I dati parlano chiaro: le donne si misurano ogni giorno con la violenza domestica, il pericolo nello spazio pubblico, le molestie sul luogo di lavoro. Save the Children rivela nella sua ultima inchiesta che nei primi mesi del 2023 il numero di emergenza delle donne ha ricevuto 9.272 chiamate con richiesta d’aiuto. In 3 casi su 5 relative a donne con figli minorenni. Più di 3500 chiamate segnalavano figli che avevano assistito alla violenza o subito violenza essi stessi.

In tantissime – madri, sorelle, figlie di questo Paese – ci siamo riconosciute nella storia di una figlia che non torna a casa, di una figlia arrivata felice alla vigilia della Laurea con il suo portato di talento e di passione, di sogni e di investimento. Giulia somiglia a mia figlia, somiglia alle mie allieve, così piena di vita e di talenti, di intelligenza e di coraggio.

Le ragazze e i ragazzi hanno raccolto subito questo invito a parlare e stanno scendendo in piazza in tantissimi, come non vedevamo da anni, facendo rumore, prendendo la parola, suscitando dibattiti e confronti, chiedendo una risposta più coraggiosa alla società civile, alla politica, alle forze dell’ordine.

Non è un caso che il film di Paola Cortellesi C’è ancora domani stia riempiendo le sale dei cinema come non accadeva da tempo, facendo ridere, piangere ed emozionare persone di ogni età, uomini e donne, proprio sul tema della violenza sulle donne (e non solo). Non c’è nessuna riservatezza da tutelare. Nessun lutto da proteggere con un velo pietoso di indifferenza e di omertà.
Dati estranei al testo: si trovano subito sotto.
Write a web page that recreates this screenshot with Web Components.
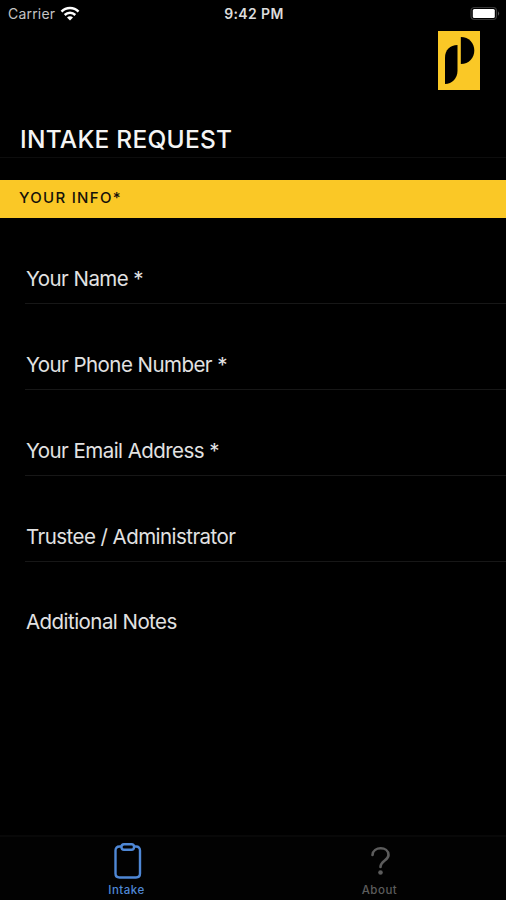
<!DOCTYPE html>
<html lang="en">
<head>
<meta charset="utf-8">
<title>Intake Request</title>
<style>
  body {
    margin: 0;
    background: #000;
    font-family: Inter, "Liberation Sans", sans-serif;
  }
</style>
</head>
<body>
<intake-app></intake-app>

<script>
class StatusBar extends HTMLElement {
  constructor() {
    super();
    this.attachShadow({ mode: 'open' });
  }

  connectedCallback() {
    this.shadowRoot.innerHTML = `
      <style>
        :host {
          display: grid;
          grid-template-columns: 1fr auto 1fr;
          align-items: center;
          height: 28px;
          padding: 0 6px 0 8px;
          box-sizing: border-box;
          color: #dcdcdc;
          font-size: 14px;
          line-height: 28px;
        }
        .carrier {
          display: flex;
          align-items: center;
          gap: 5px;
          color: #c4c4c4;
          letter-spacing: .2px;
        }
        .time {
          font-weight: 600;
          letter-spacing: .4px;
        }
        .battery {
          justify-self: end;
        }
        svg {
          display: block;
        }
      </style>
      <div class="carrier">
        <span>Carrier</span>
        <svg width="20" height="16" viewBox="0 0 20 16" fill="none" stroke="#fff" stroke-width="2.5">
          <path d="M1.5 5.6C6.2 .8 13.8 .8 18.5 5.6"/>
          <path d="M4.7 9C7.7 6.1 12.3 6.1 15.3 9"/>
          <path d="M7 11.4C8.7 9.9 11.3 9.9 13 11.4L10 14.6Z" fill="#fff" stroke="none"/>
        </svg>
      </div>
      <div class="time"><slot></slot></div>
      <svg class="battery" width="30" height="14" viewBox="0 0 30 14">
        <rect x="1" y=".5" width="25.5" height="12" rx="3.5" fill="none" stroke="#383838" stroke-width="1.2"/>
        <rect x="2.8" y="2" width="22" height="9" rx="1.5" fill="#fff"/>
        <path d="M28 4.2Q30.2 6.5 28 8.8Z" fill="#555"/>
      </svg>
    `;
  }
}

class BrandLogo extends HTMLElement {
  constructor() {
    super();
    this.attachShadow({ mode: 'open' });
  }

  connectedCallback() {
    this.shadowRoot.innerHTML = `
      <style>
        :host {
          display: block;
          width: 42px;
          height: 59px;
          background: #fac826;
        }
        svg {
          display: block;
        }
      </style>
      <svg width="42" height="59" viewBox="0 0 42 59">
        <path d="M19.5 14V40C19.5 47 14 53 7 53V26.5C7 19 12 14 19.5 14Z"/>
        <path d="M22.8 6C31 6 36.3 12 36.3 19.5S31 33 22.8 33Z"/>
      </svg>
    `;
  }
}

class PageHeader extends HTMLElement {
  constructor() {
    super();
    this.attachShadow({ mode: 'open' });
  }

  connectedCallback() {
    this.shadowRoot.innerHTML = `
      <style>
        :host {
          display: flex;
          flex-direction: column;
          height: 130px;
          padding-top: 3px;
          box-sizing: border-box;
          border-bottom: 1px solid #0d0d0d;
        }
        brand-logo {
          align-self: flex-end;
          margin-right: 26px;
        }
        h1 {
          margin: 32px 0 0 20px;
          color: #f4f4f4;
          font-size: 24.5px;
          font-weight: 500;
          line-height: 34px;
          letter-spacing: .25px;
          white-space: nowrap;
        }
      </style>
      <brand-logo></brand-logo>
      <h1><slot></slot></h1>
    `;
  }
}

class SectionTitle extends HTMLElement {
  constructor() {
    super();
    this.attachShadow({ mode: 'open' });
  }

  connectedCallback() {
    this.shadowRoot.innerHTML = `
      <style>
        :host {
          display: block;
          height: 38px;
          margin-top: 22px;
          padding-left: 19px;
          background: #fac826;
        }
        h2 {
          margin: 0;
          color: #15110a;
          font-size: 15px;
          font-weight: 500;
          line-height: 36px;
          letter-spacing: 1.3px;
        }
      </style>
      <h2><slot></slot></h2>
    `;
  }
}

class FormField extends HTMLElement {
  constructor() {
    super();
    this.attachShadow({ mode: 'open' });
  }

  connectedCallback() {
    this.shadowRoot.innerHTML = `
      <style>
        :host {
          display: flex;
          align-items: flex-end;
          height: 86px;
          margin-left: 25px;
          padding: 0 0 10px 1px;
          box-sizing: border-box;
          border-bottom: 1px solid #171717;
          color: #e2e2e2;
          font-size: 20.5px;
          line-height: 28px;
          letter-spacing: -.55px;
          white-space: nowrap;
        }
        :host([last]) {
          border-color: transparent;
          padding-bottom: 11px;
        }
      </style>
      <span><slot></slot></span>
    `;
  }
}

class TabItem extends HTMLElement {
  constructor() {
    super();
    this.attachShadow({ mode: 'open' });
  }

  connectedCallback() {
    this.shadowRoot.innerHTML = `
      <style>
        :host {
          flex: 1;
          display: flex;
          flex-direction: column;
          align-items: center;
          padding-top: 5px;
          color: #5c5c5c;
          font-size: 11.5px;
          font-weight: 500;
          line-height: 14px;
          letter-spacing: .5px;
        }
        :host([active]) {
          color: #4f88d6;
        }
        span {
          margin-top: 3px;
        }
      </style>
      <slot name="icon"></slot>
      <span><slot></slot></span>
    `;
  }
}

class IntakeApp extends HTMLElement {
  constructor() {
    super();
    this.attachShadow({ mode: 'open' });
  }

  connectedCallback() {
    this.shadowRoot.innerHTML = `
      <style>
        :host {
          display: flex;
          flex-direction: column;
          height: 900px;
          overflow: hidden;
          background: #000;
        }
        main {
          flex: 1;
        }
        nav {
          display: flex;
          height: 65px;
          box-sizing: border-box;
          border-top: 2px solid #080808;
          background: #020202;
        }
        svg {
          display: block;
        }
      </style>
      <status-bar>9:42 PM</status-bar>
      <page-header>INTAKE REQUEST</page-header>
      <main>
        <section-title>YOUR INFO*</section-title>
        <form-field>Your Name *</form-field>
        <form-field>Your Phone Number *</form-field>
        <form-field>Your Email Address *</form-field>
        <form-field>Trustee / Administrator</form-field>
        <form-field last>Additional Notes</form-field>
      </main>
      <nav>
        <tab-item active>
          <svg slot="icon" width="30" height="38" viewBox="0 0 30 38" fill="none" stroke="currentColor" stroke-width="2.4">
            <path d="M9.5 4.5H7.5Q3.5 4.5 3.5 8.5V31.5Q3.5 35.5 7.5 35.5H24Q28 35.5 28 31.5V8.5Q28 4.5 24 4.5H22"/>
            <rect x="9.5" y="2.3" width="12.5" height="5.4" rx="2.5"/>
          </svg>
          Intake
        </tab-item>
        <tab-item>
          <svg slot="icon" width="30" height="38" viewBox="0 0 30 38" fill="none" stroke="currentColor" stroke-width="2.6" stroke-linecap="round">
            <path d="M7.5 13C8 4 23.5 4 23.5 13C23.5 18.5 15.5 18.5 15.5 25"/>
            <circle cx="15.5" cy="30.5" r="2.3" fill="currentColor" stroke="none"/>
          </svg>
          About
        </tab-item>
      </nav>
    `;
  }
}

customElements.define('status-bar', StatusBar);
customElements.define('brand-logo', BrandLogo);
customElements.define('page-header', PageHeader);
customElements.define('section-title', SectionTitle);
customElements.define('form-field', FormField);
customElements.define('tab-item', TabItem);
customElements.define('intake-app', IntakeApp);
</script>
</body>
</html>
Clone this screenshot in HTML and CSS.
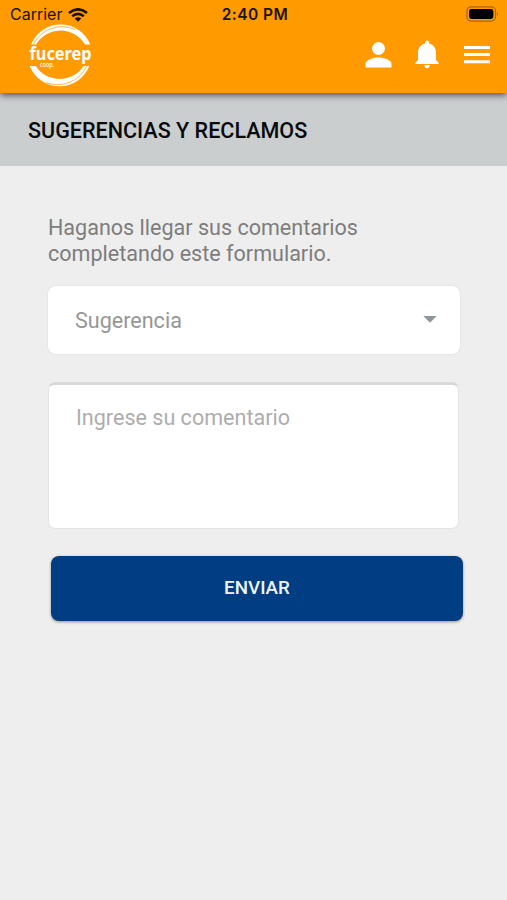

«Di tutte le cose che le donne possono fare nel mondo, parlare è ancora considerata la più sovversiva», scriveva Michela Murgia e forse stavolta le donne e soprattutto le giovani ragazze lo hanno capito per davvero, e mi auguro che continuiamo a parlare, parlare, parlare e far rumore. Il silenzio sarebbe davvero la scelta peggiore che possiamo fare. Anche oggi che la festa in difesa delle donne è finita e rischia di calare il silenzio.